On the 30th, we went down to Providence by train and had a good trip to the "Made in the UK" show at the RISD Museum of Art. The UK show was 20th-century British art from the collection of Richard Brown Baker. I really enjoyed the Grayson Perry vase entitled "May My Ashes Blow Away on the Winds of Change." The label talked about the amphora shape and the blue-and-white drape that echoed the English ware traditions but didn't mention the glazed message inside the lip of the vase that said "Mr Grayson Perry is a real pervert." Thanks to Roberto for really bringing Perry's work to my attention. I also liked the "Study for Figure with Towel" by Keith Vaughan; the last line of its gallery label talked about the joy of being naked in the outdoors. And there was a nice Howard Hodgkin here as well as at Yale where Baker also bequeathed some of his collection.

Between our out-of-town visits, we got to the Institute of Contemporary Art ("Dance/Draw" was more wonderful than we expected), Museum of Fine Arts (new Caillebotte, photos of Cuba, Jan Dibbets: Gropius Bau Berlin), and the MIT List Visual Arts Center (Hans Haacke 1967 and Otto Piene: Lichtballett). The Haacke was really sublime and Bill related that his aunt, Virginia Gunter, had been the curator of the 1971 "Earth, Air, Fire, Water: Elements of Art" show at the MFA which had included some similar Haacke works.

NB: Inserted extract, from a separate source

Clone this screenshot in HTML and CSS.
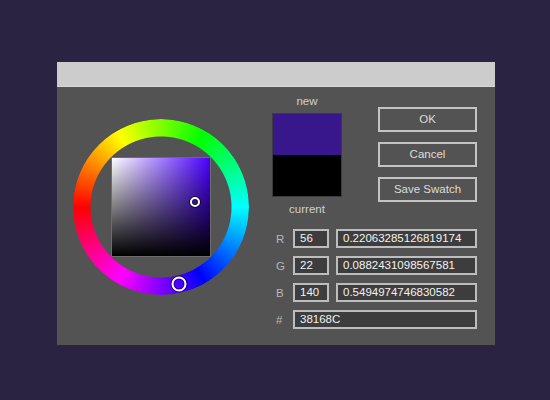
FILE: index.html
```html
<!DOCTYPE html>
<html>
<head>
<meta charset="utf-8">
<link rel="stylesheet" href="styles.css">
</head>
<body>
<div class="dialog">
  <div class="titlebar"></div>
  <div class="content">
    <div class="picker">
      <div class="wheel">
        <div class="ring"></div>
        <div class="square">
          <div class="sv-marker"></div>
        </div>
        <div class="hue-marker"></div>
      </div>
    </div>
    <div class="panel">
      <div class="top">
        <div class="preview">
          <div class="cap">new</div>
          <div class="swatch">
            <div class="swatch-new"></div>
            <div class="swatch-cur"></div>
          </div>
          <div class="cap">current</div>
        </div>
        <div class="buttons">
          <div class="btn">OK</div>
          <div class="btn">Cancel</div>
          <div class="btn">Save Swatch</div>
        </div>
      </div>
      <div class="fields">
        <div class="row"><span class="lbl">R</span><div class="inp short">56</div><div class="inp long">0.22063285126819174</div></div>
        <div class="row"><span class="lbl">G</span><div class="inp short">22</div><div class="inp long">0.0882431098567581</div></div>
        <div class="row"><span class="lbl">B</span><div class="inp short">140</div><div class="inp long">0.5494974746830582</div></div>
        <div class="row"><span class="lbl">#</span><div class="inp hex">38168C</div></div>
      </div>
    </div>
  </div>
</div>
</body>
</html>
```
FILE: styles.css
```css
html, body {
  margin: 0;
  padding: 0;
}
body {
  background: #2a2342;
  width: 550px;
  height: 400px;
  overflow: hidden;
  font-family: "Liberation Sans", Arial, sans-serif;
}
.dialog {
  margin: 62px 0 0 57px;
  width: 438px;
  height: 283px;
  background: #535353;
}
.titlebar {
  height: 25px;
  background: #cccccc;
  box-sizing: border-box;
  border-bottom: 1px solid #d8d8d8;
}
.content {
  display: flex;
  height: 258px;
}
.picker {
  padding: 32px 0 0 16px;
}
.wheel {
  position: relative;
  width: 176px;
  height: 176px;
  display: grid;
  place-items: center;
}
.ring {
  grid-area: 1 / 1;
  width: 176px;
  height: 176px;
  border-radius: 50%;
  background: conic-gradient(from -90deg, #ff0000 0deg, #ffff00 60deg, #00ff00 120deg, #00ffff 180deg, #0000ff 240deg, #ff00ff 300deg, #ff0000 360deg);
  -webkit-mask: radial-gradient(closest-side, transparent 70px, #000 71px);
  mask: radial-gradient(closest-side, transparent 70px, #000 71px);
}
.square {
  grid-area: 1 / 1;
  position: relative;
  width: 100px;
  height: 100px;
  box-sizing: border-box;
  border: 1px solid #6c6c6c;
  background: linear-gradient(to top, #000 0%, rgba(0,0,0,0) 100%), linear-gradient(to right, #ffffff 0%, #4a00ff 100%);
}
.sv-marker {
  position: absolute;
  left: 83px;
  top: 44px;
  width: 10px;
  height: 10px;
  box-sizing: border-box;
  border: 2px solid #fff;
  border-radius: 50%;
  transform: translate(-50%, -50%);
  box-shadow: 0 0 0 1px rgba(0,0,0,0.6), inset 0 0 0 1px rgba(0,0,0,0.5);
}
.hue-marker {
  position: absolute;
  left: 106px;
  top: 165px;
  width: 15px;
  height: 15px;
  box-sizing: border-box;
  border: 2px solid #fff;
  border-radius: 50%;
  transform: translate(-50%, -50%);
  box-shadow: 0 0 0 1px rgba(0,0,0,0.6), inset 0 0 0 1px rgba(0,0,0,0.5);
}
.panel {
  margin-left: 23px;
  width: 205px;
  display: flex;
  flex-direction: column;
}
.top {
  display: flex;
}
.preview {
  width: 70px;
  padding-top: 7px;
  display: flex;
  flex-direction: column;
  align-items: center;
}
.cap {
  height: 14px;
  line-height: 14px;
  font-size: 11.5px;
  color: #d0d0d0;
}
.swatch {
  margin: 5px 0;
  width: 70px;
  height: 84px;
  box-sizing: border-box;
  border: 1px solid #3c3c3c;
  display: flex;
  flex-direction: column;
}
.swatch-new {
  flex: 1;
  background: #38168c;
}
.swatch-cur {
  flex: 1;
  background: #000;
}
.buttons {
  margin-left: 36px;
  padding-top: 20px;
  display: flex;
  flex-direction: column;
  gap: 10px;
}
.btn {
  width: 99px;
  height: 25px;
  box-sizing: border-box;
  border: 2px solid #c4c4c4;
  color: #dcdcdc;
  font-size: 11.5px;
  line-height: 21px;
  text-align: center;
}
.fields {
  margin-top: 13px;
  display: flex;
  flex-direction: column;
  gap: 8px;
}
.row {
  display: flex;
  align-items: center;
  height: 19px;
}
.lbl {
  width: 21px;
  box-sizing: border-box;
  padding-left: 4px;
  color: #b8b8b8;
  font-size: 11.5px;
}
.inp {
  height: 19px;
  box-sizing: border-box;
  border: 2px solid #bdbdbd;
  background: #3d3d3d;
  color: #f2f2f2;
  font-size: 11.5px;
  line-height: 15px;
  padding-left: 5px;
}
.short {
  width: 36px;
}
.long {
  margin-left: 7px;
  width: 141px;
}
.hex {
  width: 184px;
}
```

So I'm rather sorry that I didn't get to NYC this week to see the "Hide/Seek" show at the Brooklyn Museum or to see NYC friends but .... no problem, we had a great time full of art and bookstores (yikes, don't want to see the credit card bills) and visits with friends. A couple movies: "The Artist" and "Young Adult." I'll finish this off with an amusing overheard conversation: the three students were talking about Gropius and I thought "architecture students" but it turns out there must be a bar of that name. Oh, well; it can't all be art.